■ **Request**:
Give an exact transcription of every line, dropping the images.

■ **Dataset extract**:
☆ ☆ ☆ ☆ ☆

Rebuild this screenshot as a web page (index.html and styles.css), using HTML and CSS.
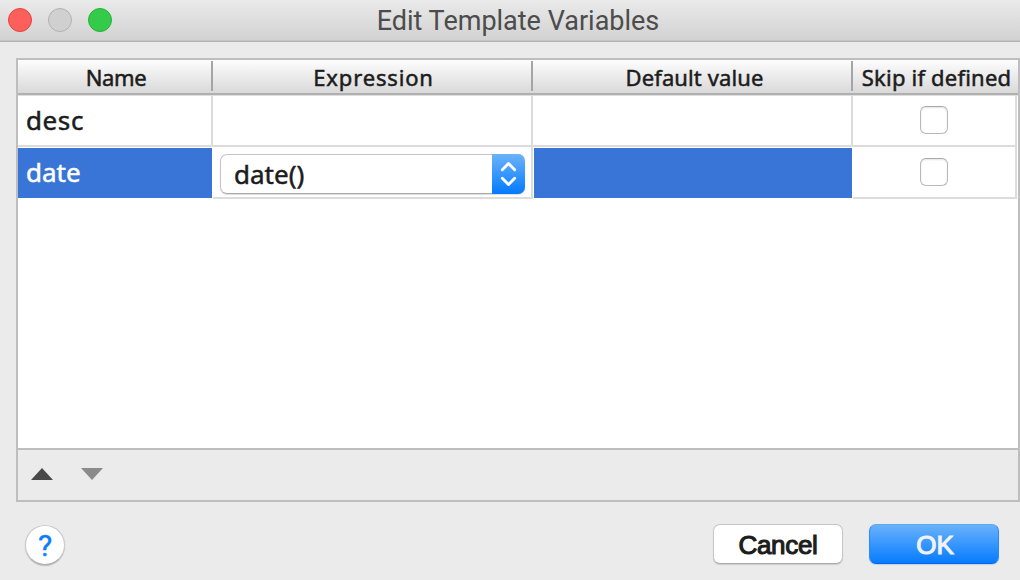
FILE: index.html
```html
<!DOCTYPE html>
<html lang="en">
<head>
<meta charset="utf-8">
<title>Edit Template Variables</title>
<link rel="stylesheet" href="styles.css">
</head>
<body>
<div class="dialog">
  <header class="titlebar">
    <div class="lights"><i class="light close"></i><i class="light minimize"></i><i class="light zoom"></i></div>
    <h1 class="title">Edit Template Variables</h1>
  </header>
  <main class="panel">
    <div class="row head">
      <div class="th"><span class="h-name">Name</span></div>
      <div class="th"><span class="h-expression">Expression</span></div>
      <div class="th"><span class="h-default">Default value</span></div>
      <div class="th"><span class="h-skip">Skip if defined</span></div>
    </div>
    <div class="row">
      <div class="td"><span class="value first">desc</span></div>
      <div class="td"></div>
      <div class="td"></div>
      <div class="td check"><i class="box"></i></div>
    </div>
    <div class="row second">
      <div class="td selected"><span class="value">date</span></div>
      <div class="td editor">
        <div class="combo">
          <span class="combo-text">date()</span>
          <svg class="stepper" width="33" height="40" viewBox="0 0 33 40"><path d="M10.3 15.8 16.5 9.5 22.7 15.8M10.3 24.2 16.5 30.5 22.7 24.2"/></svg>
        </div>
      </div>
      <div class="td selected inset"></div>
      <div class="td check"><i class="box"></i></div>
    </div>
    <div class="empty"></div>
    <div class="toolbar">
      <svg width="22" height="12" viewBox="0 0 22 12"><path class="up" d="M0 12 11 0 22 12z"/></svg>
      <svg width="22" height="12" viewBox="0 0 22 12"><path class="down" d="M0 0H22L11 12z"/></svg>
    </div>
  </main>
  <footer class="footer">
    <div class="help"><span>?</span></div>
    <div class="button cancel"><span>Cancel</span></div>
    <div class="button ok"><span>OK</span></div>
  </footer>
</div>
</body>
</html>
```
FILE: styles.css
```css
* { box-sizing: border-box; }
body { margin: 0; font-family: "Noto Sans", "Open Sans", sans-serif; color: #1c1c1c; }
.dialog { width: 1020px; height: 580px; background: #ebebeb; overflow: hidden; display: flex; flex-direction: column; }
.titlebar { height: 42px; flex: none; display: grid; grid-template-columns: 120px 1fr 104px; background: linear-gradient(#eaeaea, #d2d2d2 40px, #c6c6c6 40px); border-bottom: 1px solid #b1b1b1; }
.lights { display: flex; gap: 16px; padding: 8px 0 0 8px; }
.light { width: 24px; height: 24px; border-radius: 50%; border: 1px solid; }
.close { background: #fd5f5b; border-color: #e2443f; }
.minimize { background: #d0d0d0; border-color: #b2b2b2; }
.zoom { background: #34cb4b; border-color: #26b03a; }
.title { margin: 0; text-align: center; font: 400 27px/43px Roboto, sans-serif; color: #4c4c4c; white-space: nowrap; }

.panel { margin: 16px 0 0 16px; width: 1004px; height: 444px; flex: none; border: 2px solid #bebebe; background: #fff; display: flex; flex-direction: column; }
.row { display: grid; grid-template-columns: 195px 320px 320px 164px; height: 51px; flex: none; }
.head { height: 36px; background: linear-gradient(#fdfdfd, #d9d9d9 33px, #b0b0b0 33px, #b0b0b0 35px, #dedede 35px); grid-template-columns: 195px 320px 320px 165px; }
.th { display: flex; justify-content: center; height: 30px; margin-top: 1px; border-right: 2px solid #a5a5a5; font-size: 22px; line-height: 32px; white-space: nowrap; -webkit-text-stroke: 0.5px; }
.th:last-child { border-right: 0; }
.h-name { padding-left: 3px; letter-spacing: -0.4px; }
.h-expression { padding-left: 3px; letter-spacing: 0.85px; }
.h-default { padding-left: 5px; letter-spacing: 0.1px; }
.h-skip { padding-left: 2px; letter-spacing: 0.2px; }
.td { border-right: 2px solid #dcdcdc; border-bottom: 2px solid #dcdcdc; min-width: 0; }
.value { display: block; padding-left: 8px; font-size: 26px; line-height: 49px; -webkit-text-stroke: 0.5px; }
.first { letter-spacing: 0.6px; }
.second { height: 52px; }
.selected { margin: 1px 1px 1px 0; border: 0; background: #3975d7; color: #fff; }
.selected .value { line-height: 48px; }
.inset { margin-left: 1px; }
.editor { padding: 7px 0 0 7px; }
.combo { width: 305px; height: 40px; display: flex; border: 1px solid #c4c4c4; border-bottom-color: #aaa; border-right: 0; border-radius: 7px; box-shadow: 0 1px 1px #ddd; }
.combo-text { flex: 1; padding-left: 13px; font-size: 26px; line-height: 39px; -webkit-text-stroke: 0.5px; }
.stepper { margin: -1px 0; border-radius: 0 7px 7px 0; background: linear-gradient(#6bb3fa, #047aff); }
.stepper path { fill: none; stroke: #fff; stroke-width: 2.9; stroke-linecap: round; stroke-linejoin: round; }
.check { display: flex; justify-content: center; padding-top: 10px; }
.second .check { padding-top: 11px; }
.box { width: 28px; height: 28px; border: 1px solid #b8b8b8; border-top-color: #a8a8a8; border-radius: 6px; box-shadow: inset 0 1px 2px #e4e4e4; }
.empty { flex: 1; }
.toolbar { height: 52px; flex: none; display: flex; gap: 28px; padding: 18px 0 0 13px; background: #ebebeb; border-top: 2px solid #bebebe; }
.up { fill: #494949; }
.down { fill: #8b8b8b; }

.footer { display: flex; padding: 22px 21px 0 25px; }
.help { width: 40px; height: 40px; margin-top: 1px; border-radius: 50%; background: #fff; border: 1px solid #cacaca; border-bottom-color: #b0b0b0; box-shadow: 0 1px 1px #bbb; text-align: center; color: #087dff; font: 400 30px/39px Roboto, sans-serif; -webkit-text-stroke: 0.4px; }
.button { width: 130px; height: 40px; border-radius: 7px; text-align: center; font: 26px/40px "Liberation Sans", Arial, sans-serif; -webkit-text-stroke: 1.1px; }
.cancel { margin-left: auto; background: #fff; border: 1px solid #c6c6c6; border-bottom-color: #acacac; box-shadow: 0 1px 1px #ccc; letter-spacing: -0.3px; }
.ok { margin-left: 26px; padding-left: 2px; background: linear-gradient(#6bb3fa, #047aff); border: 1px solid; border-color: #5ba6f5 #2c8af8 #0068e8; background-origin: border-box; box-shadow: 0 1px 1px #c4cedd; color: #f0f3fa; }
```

☆ ☆ ☆ ☆ ☆

■ **Task result**:
Rebuild this screenshot as a web page (index.html and styles.css), using HTML and CSS.
FILE: index.html
```html
<!DOCTYPE html>
<html lang="en">
<head>
<meta charset="utf-8">
<title>Edit Template Variables</title>
<link rel="stylesheet" href="styles.css">
</head>
<body>
<div class="dialog">
  <header class="titlebar">
    <div class="lights"><i class="light close"></i><i class="light minimize"></i><i class="light zoom"></i></div>
    <h1 class="title">Edit Template Variables</h1>
  </header>
  <main class="panel">
    <div class="row head">
      <div class="th"><span class="h-name">Name</span></div>
      <div class="th"><span class="h-expression">Expression</span></div>
      <div class="th"><span class="h-default">Default value</span></div>
      <div class="th"><span class="h-skip">Skip if defined</span></div>
    </div>
    <div class="row">
      <div class="td"><span class="value first">desc</span></div>
      <div class="td"></div>
      <div class="td"></div>
      <div class="td check"><i class="box"></i></div>
    </div>
    <div class="row second">
      <div class="td selected"><span class="value">date</span></div>
      <div class="td editor">
        <div class="combo">
          <span class="combo-text">date()</span>
          <svg class="stepper" width="33" height="40" viewBox="0 0 33 40"><path d="M10.3 15.8 16.5 9.5 22.7 15.8M10.3 24.2 16.5 30.5 22.7 24.2"/></svg>
        </div>
      </div>
      <div class="td selected inset"></div>
      <div class="td check"><i class="box"></i></div>
    </div>
    <div class="empty"></div>
    <div class="toolbar">
      <svg width="22" height="12" viewBox="0 0 22 12"><path class="up" d="M0 12 11 0 22 12z"/></svg>
      <svg width="22" height="12" viewBox="0 0 22 12"><path class="down" d="M0 0H22L11 12z"/></svg>
    </div>
  </main>
  <footer class="footer">
    <div class="help"><span>?</span></div>
    <div class="button cancel"><span>Cancel</span></div>
    <div class="button ok"><span>OK</span></div>
  </footer>
</div>
</body>
</html>
```
FILE: styles.css
```css
* { box-sizing: border-box; }
body { margin: 0; font-family: "Noto Sans", "Open Sans", sans-serif; color: #1c1c1c; }
.dialog { width: 1020px; height: 580px; background: #ebebeb; overflow: hidden; display: flex; flex-direction: column; }
.titlebar { height: 42px; flex: none; display: grid; grid-template-columns: 120px 1fr 104px; background: linear-gradient(#eaeaea, #d2d2d2 40px, #c6c6c6 40px); border-bottom: 1px solid #b1b1b1; }
.lights { display: flex; gap: 16px; padding: 8px 0 0 8px; }
.light { width: 24px; height: 24px; border-radius: 50%; border: 1px solid; }
.close { background: #fd5f5b; border-color: #e2443f; }
.minimize { background: #d0d0d0; border-color: #b2b2b2; }
.zoom { background: #34cb4b; border-color: #26b03a; }
.title { margin: 0; text-align: center; font: 400 27px/43px Roboto, sans-serif; color: #4c4c4c; white-space: nowrap; }

.panel { margin: 16px 0 0 16px; width: 1004px; height: 444px; flex: none; border: 2px solid #bebebe; background: #fff; display: flex; flex-direction: column; }
.row { display: grid; grid-template-columns: 195px 320px 320px 164px; height: 51px; flex: none; }
.head { height: 36px; background: linear-gradient(#fdfdfd, #d9d9d9 33px, #b0b0b0 33px, #b0b0b0 35px, #dedede 35px); grid-template-columns: 195px 320px 320px 165px; }
.th { display: flex; justify-content: center; height: 30px; margin-top: 1px; border-right: 2px solid #a5a5a5; font-size: 22px; line-height: 32px; white-space: nowrap; -webkit-text-stroke: 0.5px; }
.th:last-child { border-right: 0; }
.h-name { padding-left: 3px; letter-spacing: -0.4px; }
.h-expression { padding-left: 3px; letter-spacing: 0.85px; }
.h-default { padding-left: 5px; letter-spacing: 0.1px; }
.h-skip { padding-left: 2px; letter-spacing: 0.2px; }
.td { border-right: 2px solid #dcdcdc; border-bottom: 2px solid #dcdcdc; min-width: 0; }
.value { display: block; padding-left: 8px; font-size: 26px; line-height: 49px; -webkit-text-stroke: 0.5px; }
.first { letter-spacing: 0.6px; }
.second { height: 52px; }
.selected { margin: 1px 1px 1px 0; border: 0; background: #3975d7; color: #fff; }
.selected .value { line-height: 48px; }
.inset { margin-left: 1px; }
.editor { padding: 7px 0 0 7px; }
.combo { width: 305px; height: 40px; display: flex; border: 1px solid #c4c4c4; border-bottom-color: #aaa; border-right: 0; border-radius: 7px; box-shadow: 0 1px 1px #ddd; }
.combo-text { flex: 1; padding-left: 13px; font-size: 26px; line-height: 39px; -webkit-text-stroke: 0.5px; }
.stepper { margin: -1px 0; border-radius: 0 7px 7px 0; background: linear-gradient(#6bb3fa, #047aff); }
.stepper path { fill: none; stroke: #fff; stroke-width: 2.9; stroke-linecap: round; stroke-linejoin: round; }
.check { display: flex; justify-content: center; padding-top: 10px; }
.second .check { padding-top: 11px; }
.box { width: 28px; height: 28px; border: 1px solid #b8b8b8; border-top-color: #a8a8a8; border-radius: 6px; box-shadow: inset 0 1px 2px #e4e4e4; }
.empty { flex: 1; }
.toolbar { height: 52px; flex: none; display: flex; gap: 28px; padding: 18px 0 0 13px; background: #ebebeb; border-top: 2px solid #bebebe; }
.up { fill: #494949; }
.down { fill: #8b8b8b; }

.footer { display: flex; padding: 22px 21px 0 25px; }
.help { width: 40px; height: 40px; margin-top: 1px; border-radius: 50%; background: #fff; border: 1px solid #cacaca; border-bottom-color: #b0b0b0; box-shadow: 0 1px 1px #bbb; text-align: center; color: #087dff; font: 400 30px/39px Roboto, sans-serif; -webkit-text-stroke: 0.4px; }
.button { width: 130px; height: 40px; border-radius: 7px; text-align: center; font: 26px/40px "Liberation Sans", Arial, sans-serif; -webkit-text-stroke: 1.1px; }
.cancel { margin-left: auto; background: #fff; border: 1px solid #c6c6c6; border-bottom-color: #acacac; box-shadow: 0 1px 1px #ccc; letter-spacing: -0.3px; }
.ok { margin-left: 26px; padding-left: 2px; background: linear-gradient(#6bb3fa, #047aff); border: 1px solid; border-color: #5ba6f5 #2c8af8 #0068e8; background-origin: border-box; box-shadow: 0 1px 1px #c4cedd; color: #f0f3fa; }
```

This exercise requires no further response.